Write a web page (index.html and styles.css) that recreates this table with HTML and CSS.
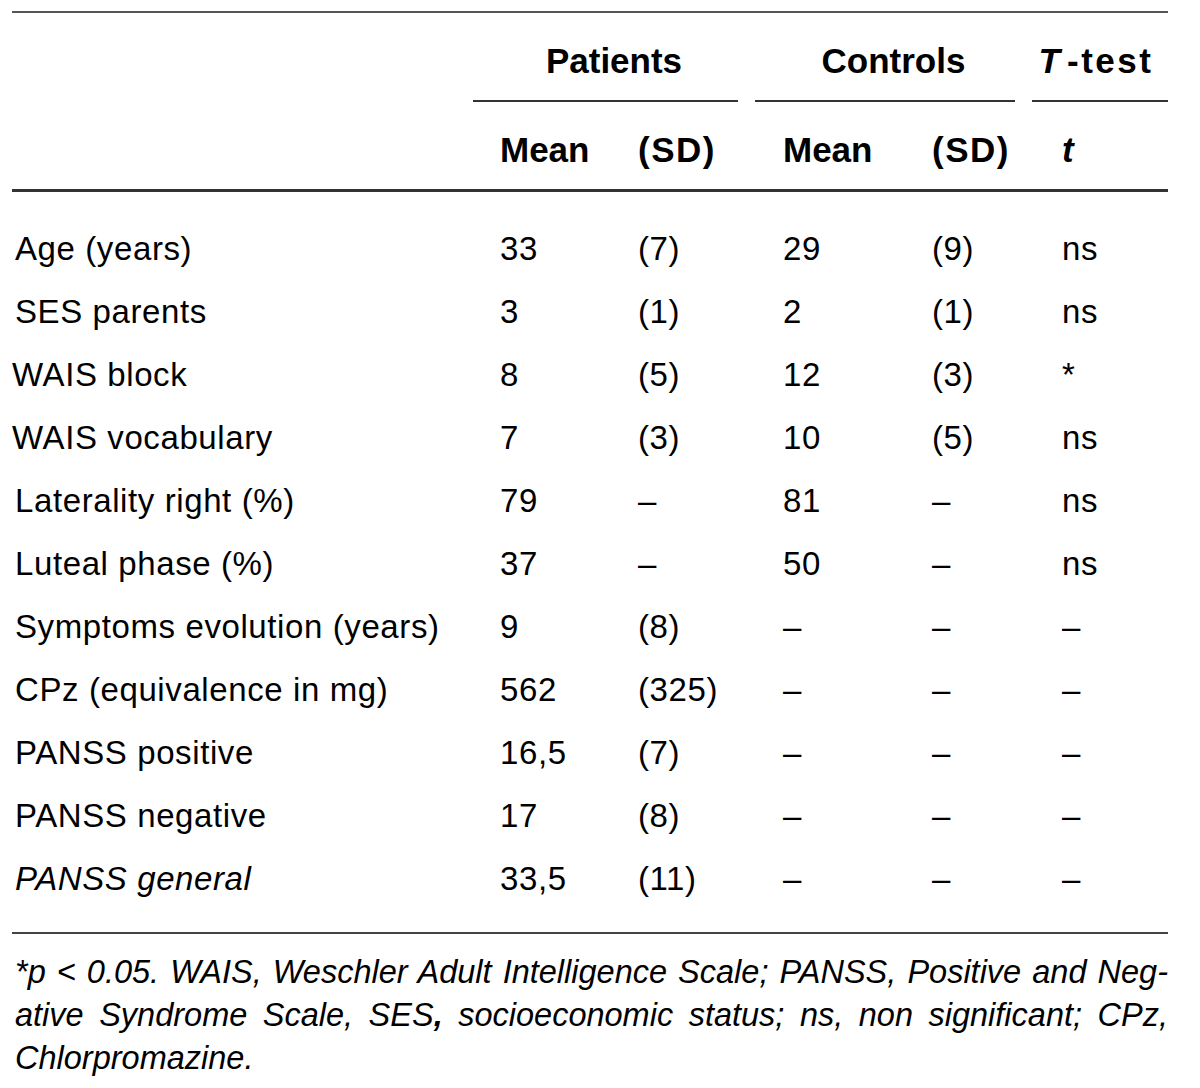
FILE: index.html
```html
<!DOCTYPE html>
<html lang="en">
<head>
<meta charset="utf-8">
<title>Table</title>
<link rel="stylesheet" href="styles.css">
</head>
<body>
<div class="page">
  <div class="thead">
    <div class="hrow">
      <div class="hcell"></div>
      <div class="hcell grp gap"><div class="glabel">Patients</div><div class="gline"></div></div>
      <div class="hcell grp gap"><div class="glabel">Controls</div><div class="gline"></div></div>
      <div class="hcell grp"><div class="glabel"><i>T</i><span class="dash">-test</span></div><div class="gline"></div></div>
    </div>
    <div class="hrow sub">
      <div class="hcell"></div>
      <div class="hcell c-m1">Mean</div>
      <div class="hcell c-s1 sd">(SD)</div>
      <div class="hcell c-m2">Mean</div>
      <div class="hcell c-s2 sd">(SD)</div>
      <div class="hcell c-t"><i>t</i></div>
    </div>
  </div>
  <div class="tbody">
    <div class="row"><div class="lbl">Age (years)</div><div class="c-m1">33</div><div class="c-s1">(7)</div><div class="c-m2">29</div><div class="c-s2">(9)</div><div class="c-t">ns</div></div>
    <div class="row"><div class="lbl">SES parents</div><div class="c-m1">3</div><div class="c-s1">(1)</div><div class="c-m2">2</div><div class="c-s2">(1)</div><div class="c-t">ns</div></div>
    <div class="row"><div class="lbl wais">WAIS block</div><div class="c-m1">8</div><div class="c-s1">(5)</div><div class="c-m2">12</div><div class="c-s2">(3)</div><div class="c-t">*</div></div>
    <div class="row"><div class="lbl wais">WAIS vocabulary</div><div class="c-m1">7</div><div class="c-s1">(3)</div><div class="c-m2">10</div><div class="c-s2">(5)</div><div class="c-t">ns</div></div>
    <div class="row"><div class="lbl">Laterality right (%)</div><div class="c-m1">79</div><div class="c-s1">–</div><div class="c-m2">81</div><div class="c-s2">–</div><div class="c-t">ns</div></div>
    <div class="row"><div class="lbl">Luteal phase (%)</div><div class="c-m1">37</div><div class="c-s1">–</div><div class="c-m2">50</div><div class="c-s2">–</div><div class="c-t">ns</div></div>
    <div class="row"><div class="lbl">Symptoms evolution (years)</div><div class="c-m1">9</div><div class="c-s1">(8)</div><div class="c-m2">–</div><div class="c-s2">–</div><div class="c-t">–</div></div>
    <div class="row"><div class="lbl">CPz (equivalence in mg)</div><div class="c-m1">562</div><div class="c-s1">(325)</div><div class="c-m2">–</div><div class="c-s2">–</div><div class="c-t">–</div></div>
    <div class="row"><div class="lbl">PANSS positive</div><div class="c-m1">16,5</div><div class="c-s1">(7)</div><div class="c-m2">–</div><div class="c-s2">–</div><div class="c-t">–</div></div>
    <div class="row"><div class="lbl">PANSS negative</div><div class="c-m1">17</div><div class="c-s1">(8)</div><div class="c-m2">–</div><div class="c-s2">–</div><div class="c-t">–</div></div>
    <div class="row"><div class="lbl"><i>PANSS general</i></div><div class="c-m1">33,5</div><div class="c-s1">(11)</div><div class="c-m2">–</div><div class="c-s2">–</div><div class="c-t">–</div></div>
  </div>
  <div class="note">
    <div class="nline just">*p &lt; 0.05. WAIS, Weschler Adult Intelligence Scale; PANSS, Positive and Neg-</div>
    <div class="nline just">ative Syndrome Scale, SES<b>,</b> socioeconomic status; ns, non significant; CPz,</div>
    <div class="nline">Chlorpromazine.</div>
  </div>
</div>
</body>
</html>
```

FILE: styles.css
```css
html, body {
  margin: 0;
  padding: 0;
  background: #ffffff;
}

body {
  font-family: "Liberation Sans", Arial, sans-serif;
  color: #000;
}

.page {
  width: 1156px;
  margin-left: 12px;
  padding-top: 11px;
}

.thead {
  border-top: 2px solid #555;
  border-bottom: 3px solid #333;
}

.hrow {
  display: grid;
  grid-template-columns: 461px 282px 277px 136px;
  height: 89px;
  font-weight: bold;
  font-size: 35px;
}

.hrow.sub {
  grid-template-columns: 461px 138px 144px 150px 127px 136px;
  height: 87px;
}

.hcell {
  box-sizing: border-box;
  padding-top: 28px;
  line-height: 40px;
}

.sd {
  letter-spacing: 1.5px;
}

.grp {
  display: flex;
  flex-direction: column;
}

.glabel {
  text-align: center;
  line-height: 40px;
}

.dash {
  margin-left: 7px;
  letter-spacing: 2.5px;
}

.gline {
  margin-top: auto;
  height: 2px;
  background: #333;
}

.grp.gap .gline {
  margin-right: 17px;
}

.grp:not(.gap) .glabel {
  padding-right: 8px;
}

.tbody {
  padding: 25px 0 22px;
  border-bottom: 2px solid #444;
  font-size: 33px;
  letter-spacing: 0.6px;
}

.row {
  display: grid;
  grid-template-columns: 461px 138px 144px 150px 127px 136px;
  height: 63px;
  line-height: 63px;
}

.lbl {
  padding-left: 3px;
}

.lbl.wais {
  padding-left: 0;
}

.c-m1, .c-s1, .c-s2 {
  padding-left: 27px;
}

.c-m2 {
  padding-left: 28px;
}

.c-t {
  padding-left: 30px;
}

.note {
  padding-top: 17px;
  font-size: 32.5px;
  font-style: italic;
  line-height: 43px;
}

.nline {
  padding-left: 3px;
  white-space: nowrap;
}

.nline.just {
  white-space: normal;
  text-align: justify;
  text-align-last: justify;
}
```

Task prompt. Search the lines above for the string "index", then show every one that has it.

Result below.
Write a web page (index.html and styles.css) that recreates this table with HTML and CSS.
FILE: index.html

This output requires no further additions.